Canada’s oil sands industry is under immense pressure as companies abandon major projects. A company recently requested to revoke an oil sands project as a result of “regulatory uncertainty.” According to the Wildrose party, a conservative provincial political party in Alberta, Canada, this signifies similar economic moves to follow.
[Image Source: Kris Krüg/Flickr]
Koch Oil Sands Operating requested that Alberta Energy Regulator cancels its approval of the Muskwa Steam-Assisted Gravity Drainage (SAGD) project. MLA Don MacIntyre, Canadian politician of the Wildrose party, said he expects more companies to follow suit following this announcement.
Oil sands is a naturally-forming mixture of sand, water, clay, bitumen and other minerals. It’s found in several places around the world, including Alberta Canada, Saudi Arabia, and Venezuela. However the Athabasca, Alberta, deposit is the third-largest proven crude oil reserve on the planet. Furthermore, Alberta’s oil sands are extremely developed and use technologically advanced production processes.
The Canadian oil-sands industry could lose 10 billion Canadian dollars ($7.6 billion) in 2016, according to the Conference Board of Canada. This marks the first time it has made a loss over two consecutive years.
MacIntyre said “that investors confidence is being undermined and that carbon taxation… just leads to carbon leakage and investor confidence being severely hurt.”

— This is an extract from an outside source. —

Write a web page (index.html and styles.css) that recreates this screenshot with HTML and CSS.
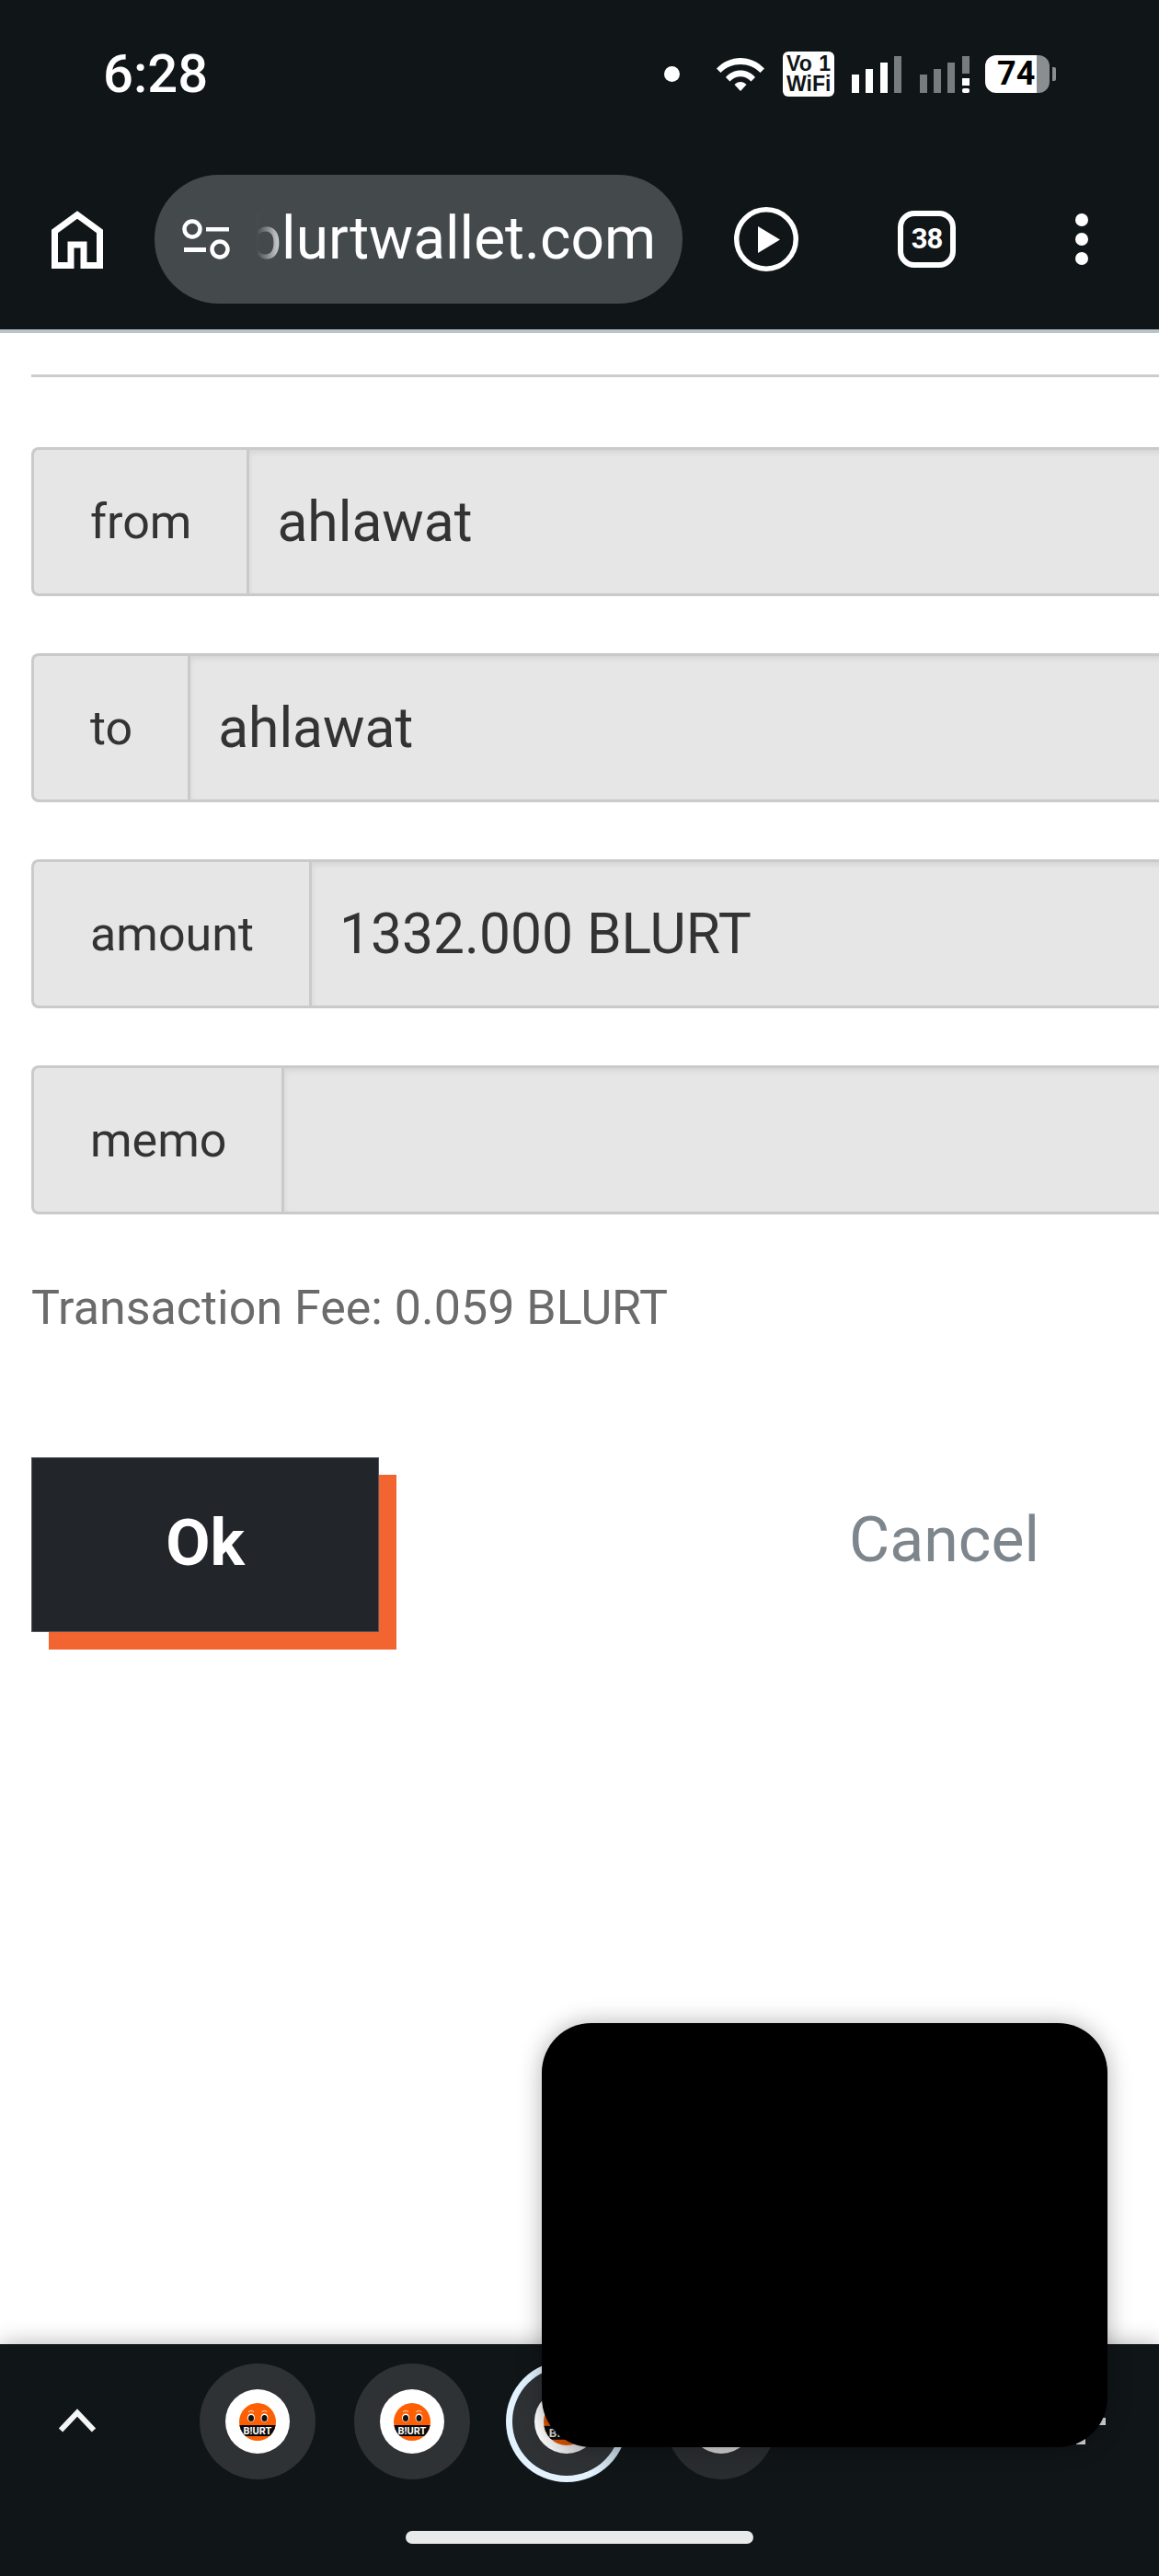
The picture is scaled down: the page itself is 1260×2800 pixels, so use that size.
FILE: index.html
```html
<!DOCTYPE html>
<html lang="en">
<head>
    <meta charset="UTF-8">
    <meta name="viewport" content="width=device-width, initial-scale=1.0">
    <title>Transfer</title>
    <link rel="stylesheet" href="styles.css">
</head>
<body>
<header class="chrome">
    <div class="status-bar">
        <span class="clock">6:28</span>
        <div class="status-icons">
            <span class="notif-dot"></span>
            <svg class="wifi" width="52" height="37" viewBox="0 0 52 37">
                <path d="M0 12.500C14-3 38-3 52 12.500L47.500 17C36 5 16 5 4.500 17Z" fill="#fff"/>
                <path d="M10 22C18 12 34 12 42 22L37.500 26.500C31 19.500 21 19.500 14.500 26.500Z" fill="#fff"/>
                <path d="M19.500 30C23 26 29 26 32.500 30L26 37Z" fill="#fff"/>
            </svg>
            <div class="vowifi">
                <div class="vowifi-top"><span>Vo</span><span>1</span></div>
                <div>WiFi</div>
            </div>
            <svg class="signal" width="54" height="40" viewBox="0 0 54 40">
                <rect x="0" y="20" width="8" height="20" fill="#fff"/>
                <rect x="15" y="14" width="8" height="26" fill="#fff"/>
                <rect x="31" y="7" width="8" height="33" fill="#fff"/>
                <rect x="46" y="0" width="8" height="40" fill="#777c7e"/>
            </svg>
            <svg class="signal-two" width="54" height="40" viewBox="0 0 54 40">
                <rect x="0" y="20" width="8" height="20" fill="#777c7e"/>
                <rect x="15" y="14" width="8" height="26" fill="#777c7e"/>
                <rect x="30" y="7" width="8" height="33" fill="#777c7e"/>
                <rect x="46" y="0" width="8" height="19" fill="#777c7e"/>
                <rect x="46" y="24" width="8" height="8" fill="#fff"/>
                <rect x="46" y="35" width="8" height="5" rx="2" fill="#fff"/>
            </svg>
            <div class="battery">
                <div class="battery-body">74</div>
                <span class="battery-nub"></span>
            </div>
        </div>
    </div>
    <div class="toolbar">
        <svg class="home-icon" width="56" height="63" viewBox="0 0 56 63">
            <path d="M3.500 59.500V22.500L28 4.500L52.500 22.500V59.500H35V37H21V59.500Z" fill="none" stroke="#fff" stroke-width="7"/>
        </svg>
        <div class="omnibox">
            <svg class="tune-icon" width="52" height="44" viewBox="0 0 52 44">
                <circle cx="11" cy="11" r="8.500" fill="none" stroke="#fff" stroke-width="4.500"/>
                <rect x="26" y="9" width="25" height="4.500" fill="#fff"/>
                <rect x="2" y="31" width="24" height="5" fill="#fff"/>
                <circle cx="41" cy="33" r="8.500" fill="none" stroke="#fff" stroke-width="4.500"/>
            </svg>
            <div class="url"><span>blurtwallet.com</span></div>
        </div>
        <svg class="play-icon" width="70" height="70" viewBox="0 0 70 70">
            <circle cx="35" cy="35" r="32.250" fill="none" stroke="#fff" stroke-width="5.500"/>
            <path d="M26 21L50 35.500L26 50Z" fill="#fff"/>
        </svg>
        <div class="tab-count">38</div>
        <div class="menu-dots"><span></span><span></span><span></span></div>
    </div>
</header>

<main class="content">
    <hr class="rule">
    <div class="input-group"><span class="group-label">from</span><input class="group-field" value="ahlawat" disabled></div>
    <div class="input-group"><span class="group-label">to</span><input class="group-field" value="ahlawat" disabled></div>
    <div class="input-group"><span class="group-label">amount</span><input class="group-field" value="1332.000 BLURT" disabled></div>
    <div class="input-group"><span class="group-label">memo</span><input class="group-field" value="" disabled></div>
    <p class="fee">Transaction Fee: 0.059 BLURT</p>
    <div class="actions">
        <button class="btn-ok">Ok</button>
        <a class="btn-cancel">Cancel</a>
    </div>
</main>

<footer class="tabs-bar">
    <div class="bubbles">
        <div class="chevron-box">
            <svg width="42" height="26" viewBox="0 0 42 26">
                <path d="M3 23.500L21 4.500L39 23.500" fill="none" stroke="#f4f5f5" stroke-width="6"/>
            </svg>
        </div>
        <div class="bubble-cell">
            <div class="bubble">
                <div class="bubble-inner">
                    <svg class="logo" width="40" height="41" viewBox="0 0 40 41">
                        <rect width="40" height="41" fill="#ff5f03"/>
                        <rect y="24" width="40" height="12" fill="#0a0a0a"/>
                        <ellipse cx="13" cy="16" rx="4" ry="4.500" fill="#fff"/>
                        <ellipse cx="27.500" cy="16" rx="4" ry="4.500" fill="#fff"/>
                        <ellipse cx="13" cy="16.500" rx="3" ry="3.500" fill="#111"/>
                        <ellipse cx="27.500" cy="16.500" rx="3" ry="3.500" fill="#111"/>
                        <path d="M10 9.500q3-2.500 6 0M24.500 9.500q3-2.500 6 0" fill="none" stroke="#ffd9bd" stroke-width="1"/>
                        <text x="20" y="34" text-anchor="middle" class="logo-text">B!URT</text>
                    </svg>
                </div>
            </div>
        </div>
        <div class="bubble-cell">
            <div class="bubble">
                <div class="bubble-inner">
                    <svg class="logo" width="40" height="41" viewBox="0 0 40 41">
                        <rect width="40" height="41" fill="#ff5f03"/>
                        <rect y="24" width="40" height="12" fill="#0a0a0a"/>
                        <ellipse cx="13" cy="16" rx="4" ry="4.500" fill="#fff"/>
                        <ellipse cx="27.500" cy="16" rx="4" ry="4.500" fill="#fff"/>
                        <ellipse cx="13" cy="16.500" rx="3" ry="3.500" fill="#111"/>
                        <ellipse cx="27.500" cy="16.500" rx="3" ry="3.500" fill="#111"/>
                        <path d="M10 9.500q3-2.500 6 0M24.500 9.500q3-2.500 6 0" fill="none" stroke="#ffd9bd" stroke-width="1"/>
                        <text x="20" y="34" text-anchor="middle" class="logo-text">B!URT</text>
                    </svg>
                </div>
            </div>
        </div>
        <div class="bubble-cell">
            <div class="bubble bubble-active">
                <div class="bubble-inner inner-faded">
                    <svg class="logo logo-big" width="50" height="51" viewBox="0 0 40 41">
                        <rect width="40" height="41" fill="#ff5f03"/>
                        <rect y="24" width="40" height="12" fill="#0a0a0a"/>
                        <text x="20" y="34" text-anchor="middle" class="logo-text">B!URT</text>
                    </svg>
                </div>
            </div>
        </div>
        <div class="bubble-cell">
            <div class="bubble bubble-last"><div class="bubble-inner inner-grey"></div></div>
        </div>
    </div>
    <div class="gesture-pill"></div>
</footer>

<span class="pip-mark mark-one"></span>
<span class="pip-mark mark-two"></span>
<div class="pip-window"></div>
</body>
</html>
```

FILE: styles.css
```css
* { box-sizing: border-box; }
html, body { margin: 0; padding: 0; }
body {
    width: 1260px;
    height: 2800px;
    overflow: hidden;
    position: relative;
    display: flex;
    flex-direction: column;
    font-family: Roboto, 'Liberation Sans', sans-serif;
    background-color: #ffffff;
}

/* Browser chrome */
.chrome { height: 362px; background-color: #101518; border-bottom: 4px solid #b9c3ca; flex-shrink: 0; }
.status-bar { height: 190px; display: flex; position: relative; color: #fff; }
.clock { margin: 47px 0 0 112px; font-size: 58px; font-weight: 500; line-height: 66px; }
.status-icons { display: flex; align-items: flex-start; margin-left: auto; padding-right: 112px; }
.notif-dot { width: 17px; height: 17px; margin-top: 72px; border-radius: 50%; background-color: #fff; }
.wifi { margin: 62px 0 0 40px; }
.vowifi {
    width: 56px;
    height: 49px;
    margin: 56px 0 0 20px;
    padding: 2px 4px 0;
    background-color: #fff;
    border-radius: 6px;
    color: #101518;
    font-family: 'Liberation Sans Narrow', 'Liberation Sans', sans-serif;
    font-size: 23px;
    font-weight: 700;
    line-height: 22px;
}
.vowifi-top { display: flex; justify-content: space-between; }
.signal { margin: 61px 0 0 19px; }
.signal-two { margin: 61px 0 0 20px; }
.battery { display: flex; align-items: center; margin: 60px 0 0 17px; }
.battery-body {
    width: 70px;
    height: 41px;
    padding-left: 13px;
    border-radius: 12px;
    background: linear-gradient(to right, #fff 56px, #8a8e90 56px);
    color: #000;
    font-family: 'Liberation Sans Narrow', Roboto, sans-serif;
    font-size: 36px;
    font-weight: 700;
    line-height: 41px;
}
.battery-nub { width: 4px; height: 15px; margin-left: 3px; border-radius: 0 2px 2px 0; background-color: #8a8e90; }

.toolbar { display: flex; align-items: center; height: 140px; position: relative; }
.home-icon { margin-left: 56px; }
.omnibox {
    width: 574px;
    height: 140px;
    margin-left: 56px;
    display: flex;
    align-items: center;
    background-color: #44494c;
    border-radius: 70px;
    color: #fff;
}
.tune-icon { margin-left: 30px; flex-shrink: 0; }
.url {
    width: 447px;
    margin-left: 16px;
    display: flex;
    justify-content: flex-end;
    white-space: nowrap;
    font-size: 64px;
    line-height: 80px;
    -webkit-mask-image: linear-gradient(to right, transparent 13px, #000 46px);
    mask-image: linear-gradient(to right, transparent 13px, #000 46px);
}
.play-icon { margin-left: 56px; }
.tab-count {
    width: 63px;
    height: 62px;
    margin-left: 108px;
    border: 6px solid #fff;
    border-radius: 18px;
    color: #fff;
    font-size: 31px;
    font-weight: 700;
    letter-spacing: -1px;
    line-height: 50px;
    text-align: center;
}
.menu-dots { display: flex; flex-direction: column; gap: 7px; margin-left: 130px; }
.menu-dots span { width: 14px; height: 14px; border-radius: 50%; background-color: #fff; }

/* Page */
.content { flex: 1; padding: 45px 0 0 34px; overflow: hidden; }
.rule { width: 1300px; height: 3px; margin: 0 0 76px; border: none; background-color: #cccccc; }
.input-group {
    display: flex;
    width: 1400px;
    height: 162px;
    margin-bottom: 62px;
}
.group-label {
    display: flex;
    align-items: center;
    padding: 0 60px 0 61px;
    background-color: #e6e6e6;
    border: 3px solid #cacaca;
    border-right: none;
    border-radius: 8px 0 0 8px;
    color: #333333;
    font-size: 52px;
}
.group-field {
    flex: 1;
    min-width: 0;
    padding: 0 0 0 30px;
    background-color: #e6e6e6;
    border: 3px solid #cacaca;
    box-shadow: inset 0 3px 6px rgba(0,0,0,0.08);
    color: #333333;
    opacity: 1;
    font-family: Roboto, sans-serif;
    font-size: 60.5px;
    -webkit-text-fill-color: #333333;
}
.fee { margin: 67px 0 0; color: #6b6b6b; font-size: 52px; line-height: 70px; }
.actions { display: flex; align-items: flex-start; margin-top: 127px; }
.btn-ok {
    width: 378px;
    height: 190px;
    padding: 0 0 4px;
    background-color: #22252a;
    border: 1px solid #55585c;
    box-shadow: 19px 19px 0 #f26530;
    color: #ffffff;
    font-family: Roboto, sans-serif;
    font-size: 70px;
    font-weight: 700;
}
.btn-cancel {
    margin: 51px 0 0 511px;
    color: #7e868d;
    font-size: 68px;
    line-height: 78px;
}

/* Bottom tab strip */
.tabs-bar {
    height: 252px;
    flex-shrink: 0;
    padding-top: 21px;
    background-color: #101518;
    box-shadow: 0 0 24px rgba(0,0,0,0.3);
}
.bubbles { display: flex; height: 126px; }
.chevron-box { width: 196px; padding: 49px 0 0 63px; }
.chevron-box svg { display: block; }
.bubble-cell { width: 168px; display: flex; justify-content: center; }
.bubble {
    width: 126px;
    height: 126px;
    display: flex;
    align-items: center;
    justify-content: center;
    border-radius: 50%;
    background-color: #2e3235;
    flex-shrink: 0;
}
.bubble-active {
    width: 132px;
    height: 132px;
    margin-top: -3px;
    border: 7px solid transparent;
    background: linear-gradient(#2e3235, #2e3235) padding-box,
                linear-gradient(to right, #e2f3ff 70%, #b5c5d0) border-box;
}
.bubble-last { width: 120px; background-color: #2a2d30; }
.bubble-inner {
    width: 70px;
    height: 70px;
    display: flex;
    align-items: center;
    justify-content: center;
    border-radius: 50%;
    background-color: #ffffff;
}
.inner-faded { background: linear-gradient(to right, #fff, #c9c9c9); }
.inner-grey { background-color: #cfcfcf; }
.logo { border-radius: 50%; }
.logo-text { font-family: Roboto, sans-serif; font-size: 11px; font-weight: 700; fill: #fff; }
.logo-big { filter: brightness(0.85); }
.gesture-pill { width: 378px; height: 14px; margin: 56px auto 0; border-radius: 7px; background-color: #e8eaea; }

/* Floating picture-in-picture window */
.pip-window {
    position: absolute;
    left: 589px;
    top: 2199px;
    width: 615px;
    height: 461px;
    border-radius: 54px;
    background-color: #000;
    box-shadow: 0 0 26px rgba(0,0,0,0.3);
}
.pip-mark { position: absolute; background-color: #d9d9d9; }
.mark-one { left: 1190px; top: 2628px; width: 12px; height: 8px; }
.mark-two { left: 1170px; top: 2646px; width: 10px; height: 11px; }
```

Alberta once attracted tens of billions of dollars in investments from the world’s largest oil producers between 2003 and 2013. It’s now seen as one of the places which may not recover the price rout. Investment in Alberta comes at the risk of high investment costs, long development periods and emerging limits on carbon emissions scheduled to take effect 1 January 2017.
Byron Lutes, vice-president of business development at Koch Oil Sands Operating, said that the company “does not believe the current nor medium-term economic environment in Alberta will provide an opportunity to generate an adequate return on the required capital for construction of the Muskwa SAGD project.”
The rising pressure on the oil sands has affected other major players. Statoil ASA exited Canada’s oil sands operation last week taking a $500 million decline. Royal Dutch Shell PLC experienced a $2 billion decline last year after abandoning a major oil sands project. Furthermore, earlier this year Exxon Mobil said that it may have to remove billions of barrels of oil sands reserves from its books.
Mike Dunn, an analyst at Calgary-based investment bank GMP FirstEnergy Capital Corp, said that the investors are “seeing headwinds and essentially putting the brakes on”.
Some, however, do foresee better days ahead such as the Energy Minister Marg McCuaig-Boyd who says that companies will assess their situation based on certain factors. “We are seeing a variety of companies make decisions to proceed recently, such as CNRL moving forward on its over $1 billion Kirby North project, as announced in November.”
Marg McCuaig-Boyd said that Alberta’s climate leadership plan improved the province’s reputation as a responsible energy producer, and has directly led to the recent approval of two pipelines by the federal government.”